*TASK INSTRUCTIONS:*
Can you find the lines of the listing that include "styles" and copy every one?

╭─ SOURCE EXCERPT

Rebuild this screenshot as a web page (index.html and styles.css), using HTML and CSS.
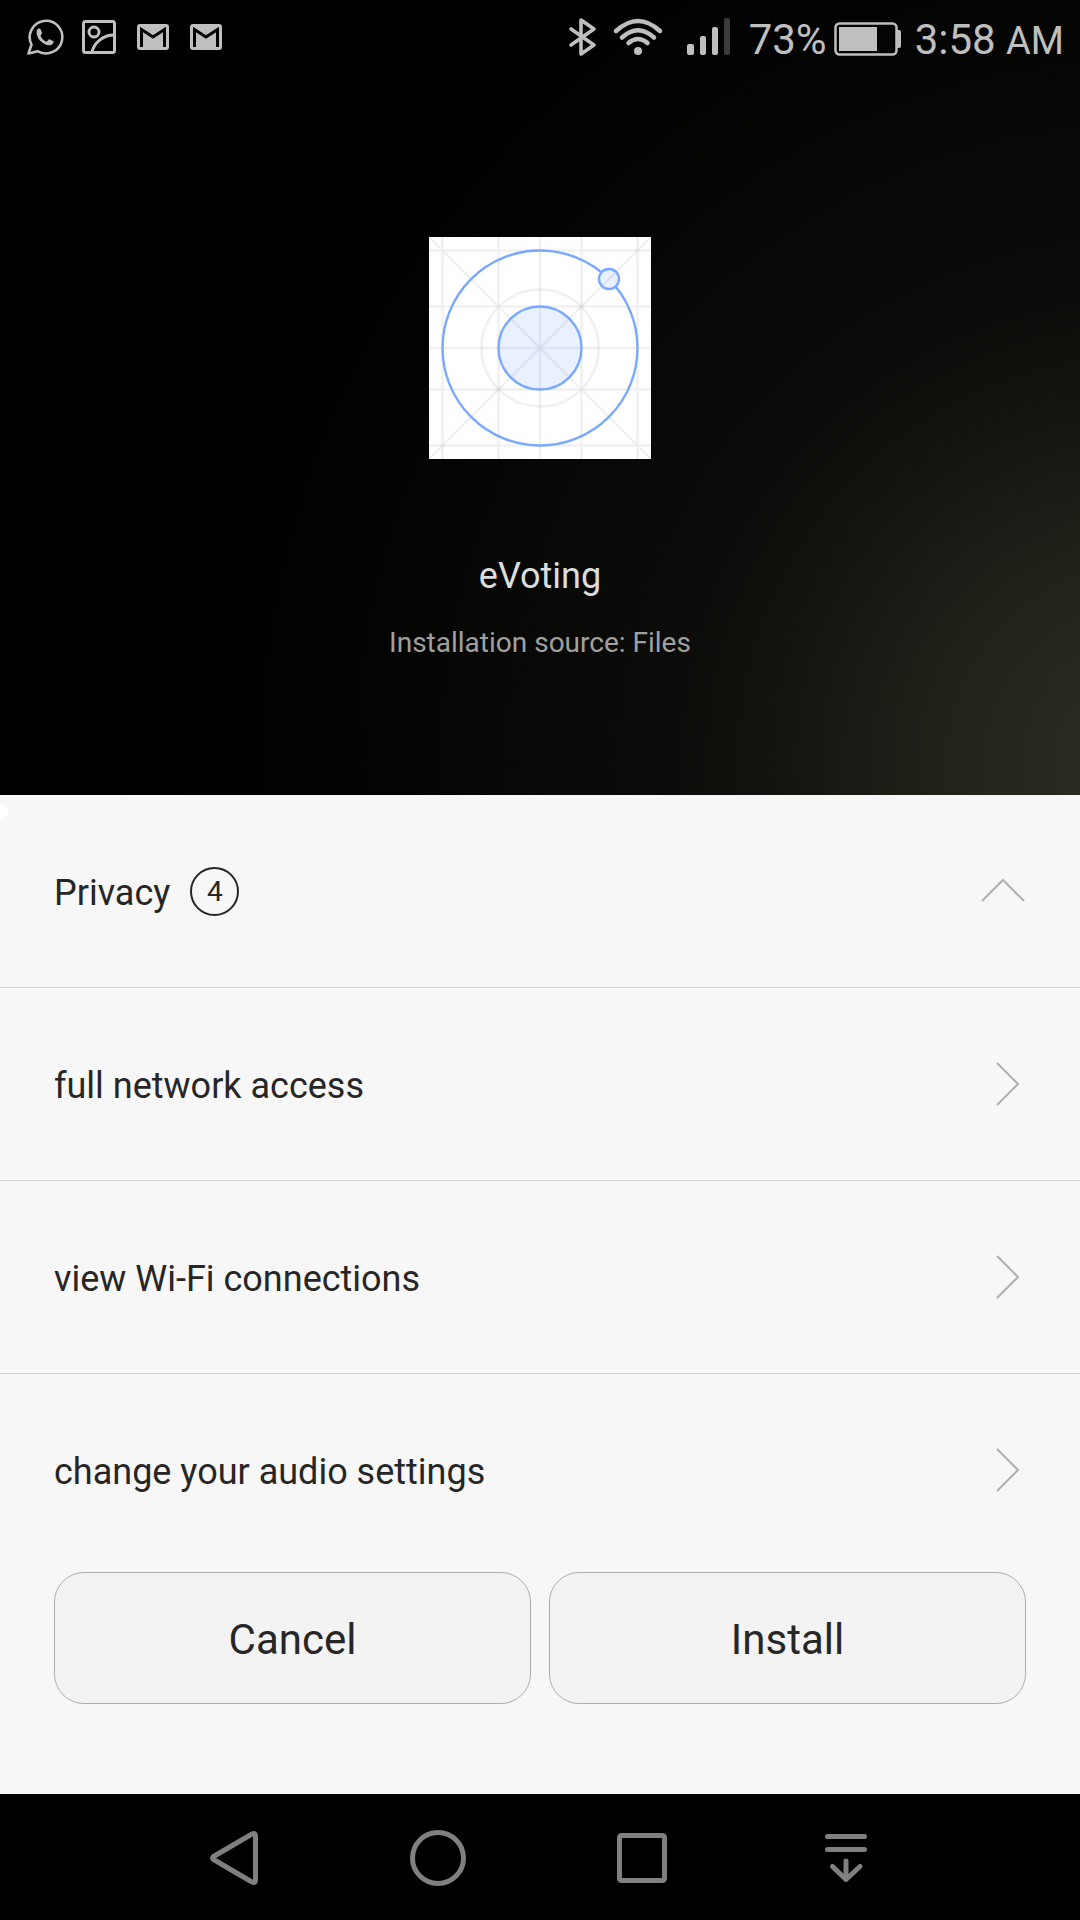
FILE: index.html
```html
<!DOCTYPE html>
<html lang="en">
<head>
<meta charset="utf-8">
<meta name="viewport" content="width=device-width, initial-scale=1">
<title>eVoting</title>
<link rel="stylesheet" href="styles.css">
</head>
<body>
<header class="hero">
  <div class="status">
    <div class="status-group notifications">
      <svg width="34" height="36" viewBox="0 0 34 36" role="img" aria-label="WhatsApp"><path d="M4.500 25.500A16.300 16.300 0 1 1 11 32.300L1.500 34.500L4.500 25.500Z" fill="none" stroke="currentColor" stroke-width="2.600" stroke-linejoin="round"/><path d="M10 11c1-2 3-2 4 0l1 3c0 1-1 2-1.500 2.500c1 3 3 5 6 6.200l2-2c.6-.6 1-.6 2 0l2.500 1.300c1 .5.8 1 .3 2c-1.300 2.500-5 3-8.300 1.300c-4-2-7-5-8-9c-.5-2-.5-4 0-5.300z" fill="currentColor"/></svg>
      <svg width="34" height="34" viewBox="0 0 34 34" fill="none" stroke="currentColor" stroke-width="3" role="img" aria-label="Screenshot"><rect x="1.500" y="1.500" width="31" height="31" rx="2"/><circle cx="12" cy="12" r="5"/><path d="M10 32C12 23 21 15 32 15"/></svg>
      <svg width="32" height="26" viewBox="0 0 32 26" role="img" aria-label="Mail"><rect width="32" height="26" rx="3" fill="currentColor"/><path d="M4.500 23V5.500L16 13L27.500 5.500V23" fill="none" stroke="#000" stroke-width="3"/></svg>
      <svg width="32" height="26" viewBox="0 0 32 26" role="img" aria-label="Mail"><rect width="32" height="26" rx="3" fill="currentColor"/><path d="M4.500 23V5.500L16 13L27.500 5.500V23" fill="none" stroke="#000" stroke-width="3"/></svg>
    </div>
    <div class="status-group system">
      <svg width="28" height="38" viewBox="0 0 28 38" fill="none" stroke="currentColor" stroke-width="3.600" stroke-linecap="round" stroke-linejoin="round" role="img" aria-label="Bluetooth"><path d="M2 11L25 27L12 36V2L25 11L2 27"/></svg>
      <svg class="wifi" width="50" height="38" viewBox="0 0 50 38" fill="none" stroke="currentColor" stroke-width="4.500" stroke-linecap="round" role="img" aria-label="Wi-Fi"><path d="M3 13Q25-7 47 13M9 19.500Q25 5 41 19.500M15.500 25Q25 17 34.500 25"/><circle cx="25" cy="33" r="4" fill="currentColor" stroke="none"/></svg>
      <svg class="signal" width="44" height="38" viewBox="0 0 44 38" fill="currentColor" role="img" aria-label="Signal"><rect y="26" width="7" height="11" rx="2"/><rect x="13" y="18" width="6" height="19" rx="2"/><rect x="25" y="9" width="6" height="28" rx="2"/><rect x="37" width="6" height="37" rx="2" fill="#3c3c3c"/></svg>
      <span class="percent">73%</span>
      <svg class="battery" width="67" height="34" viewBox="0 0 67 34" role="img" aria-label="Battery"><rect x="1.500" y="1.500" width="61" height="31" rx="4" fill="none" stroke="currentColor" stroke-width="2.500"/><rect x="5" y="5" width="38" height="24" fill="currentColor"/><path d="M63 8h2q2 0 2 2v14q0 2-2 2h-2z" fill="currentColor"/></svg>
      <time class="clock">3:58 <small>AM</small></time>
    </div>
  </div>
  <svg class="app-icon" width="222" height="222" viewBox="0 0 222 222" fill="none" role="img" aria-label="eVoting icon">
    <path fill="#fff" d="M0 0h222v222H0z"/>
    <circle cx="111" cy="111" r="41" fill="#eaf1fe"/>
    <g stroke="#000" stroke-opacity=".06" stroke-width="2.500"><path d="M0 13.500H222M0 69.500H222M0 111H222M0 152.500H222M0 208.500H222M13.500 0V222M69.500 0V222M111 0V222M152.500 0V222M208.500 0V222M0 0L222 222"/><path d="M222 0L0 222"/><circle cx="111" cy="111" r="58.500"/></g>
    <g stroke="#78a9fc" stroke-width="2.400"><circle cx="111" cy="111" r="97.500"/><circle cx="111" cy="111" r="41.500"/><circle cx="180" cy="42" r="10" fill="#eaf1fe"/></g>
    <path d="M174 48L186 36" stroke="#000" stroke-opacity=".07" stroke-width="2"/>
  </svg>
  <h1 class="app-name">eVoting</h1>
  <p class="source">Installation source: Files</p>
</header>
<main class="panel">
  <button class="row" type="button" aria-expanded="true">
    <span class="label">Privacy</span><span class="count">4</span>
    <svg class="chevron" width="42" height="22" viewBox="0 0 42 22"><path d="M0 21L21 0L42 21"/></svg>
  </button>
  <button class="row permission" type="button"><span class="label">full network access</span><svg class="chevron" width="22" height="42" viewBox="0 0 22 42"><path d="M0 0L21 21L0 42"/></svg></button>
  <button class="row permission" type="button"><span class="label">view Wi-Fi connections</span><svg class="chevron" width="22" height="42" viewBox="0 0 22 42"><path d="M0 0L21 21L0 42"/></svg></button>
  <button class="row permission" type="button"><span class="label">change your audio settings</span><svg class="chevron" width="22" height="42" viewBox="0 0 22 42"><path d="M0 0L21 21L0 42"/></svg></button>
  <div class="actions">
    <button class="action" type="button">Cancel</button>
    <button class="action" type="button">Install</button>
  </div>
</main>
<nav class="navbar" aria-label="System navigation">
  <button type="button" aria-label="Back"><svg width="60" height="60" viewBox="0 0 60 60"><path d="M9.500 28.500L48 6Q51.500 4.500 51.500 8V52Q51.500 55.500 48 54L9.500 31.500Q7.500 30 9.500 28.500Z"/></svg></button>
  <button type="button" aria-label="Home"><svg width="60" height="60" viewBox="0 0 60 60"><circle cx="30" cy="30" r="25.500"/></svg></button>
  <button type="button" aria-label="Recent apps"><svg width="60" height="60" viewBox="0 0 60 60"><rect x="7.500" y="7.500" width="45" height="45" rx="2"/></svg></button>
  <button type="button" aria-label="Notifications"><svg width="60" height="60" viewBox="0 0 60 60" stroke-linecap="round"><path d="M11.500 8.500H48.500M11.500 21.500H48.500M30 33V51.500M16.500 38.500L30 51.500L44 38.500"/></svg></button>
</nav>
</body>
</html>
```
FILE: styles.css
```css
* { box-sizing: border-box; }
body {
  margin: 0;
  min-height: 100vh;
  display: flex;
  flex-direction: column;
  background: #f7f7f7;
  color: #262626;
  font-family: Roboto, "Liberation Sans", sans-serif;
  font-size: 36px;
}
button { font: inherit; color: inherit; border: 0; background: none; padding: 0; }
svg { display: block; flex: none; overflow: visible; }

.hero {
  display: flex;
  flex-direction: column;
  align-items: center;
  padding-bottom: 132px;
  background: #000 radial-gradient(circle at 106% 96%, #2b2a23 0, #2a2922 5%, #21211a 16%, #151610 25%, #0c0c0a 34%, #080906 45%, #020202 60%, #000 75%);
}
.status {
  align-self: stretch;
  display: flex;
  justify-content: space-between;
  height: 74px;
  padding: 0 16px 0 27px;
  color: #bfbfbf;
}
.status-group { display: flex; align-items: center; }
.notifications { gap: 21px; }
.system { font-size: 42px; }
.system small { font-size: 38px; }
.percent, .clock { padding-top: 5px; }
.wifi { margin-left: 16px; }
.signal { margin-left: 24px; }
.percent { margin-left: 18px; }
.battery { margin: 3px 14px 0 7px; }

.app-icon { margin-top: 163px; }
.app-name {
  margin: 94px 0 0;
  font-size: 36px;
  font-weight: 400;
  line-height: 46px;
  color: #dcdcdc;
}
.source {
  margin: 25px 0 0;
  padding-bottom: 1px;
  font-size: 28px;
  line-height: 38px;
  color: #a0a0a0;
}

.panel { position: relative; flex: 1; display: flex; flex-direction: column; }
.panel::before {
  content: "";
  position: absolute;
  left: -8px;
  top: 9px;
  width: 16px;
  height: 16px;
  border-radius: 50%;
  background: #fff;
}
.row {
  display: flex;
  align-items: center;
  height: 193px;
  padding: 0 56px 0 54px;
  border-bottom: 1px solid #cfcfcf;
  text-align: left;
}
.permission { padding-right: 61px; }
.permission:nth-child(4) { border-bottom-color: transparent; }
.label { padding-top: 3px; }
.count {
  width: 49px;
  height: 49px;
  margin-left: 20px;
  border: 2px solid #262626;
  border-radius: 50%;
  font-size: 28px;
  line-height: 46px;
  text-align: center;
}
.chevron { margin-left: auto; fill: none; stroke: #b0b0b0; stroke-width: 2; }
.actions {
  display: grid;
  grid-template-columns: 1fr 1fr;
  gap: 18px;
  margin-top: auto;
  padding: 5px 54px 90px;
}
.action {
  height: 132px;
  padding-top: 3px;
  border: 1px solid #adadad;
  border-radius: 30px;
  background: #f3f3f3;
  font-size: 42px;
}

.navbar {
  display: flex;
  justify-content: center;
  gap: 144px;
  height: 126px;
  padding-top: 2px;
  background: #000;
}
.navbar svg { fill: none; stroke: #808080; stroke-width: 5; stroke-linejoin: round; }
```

╰─

*TASK ANSWER:*
Rebuild this screenshot as a web page (index.html and styles.css), using HTML and CSS.
<link rel="stylesheet" href="styles.css">
FILE: styles.css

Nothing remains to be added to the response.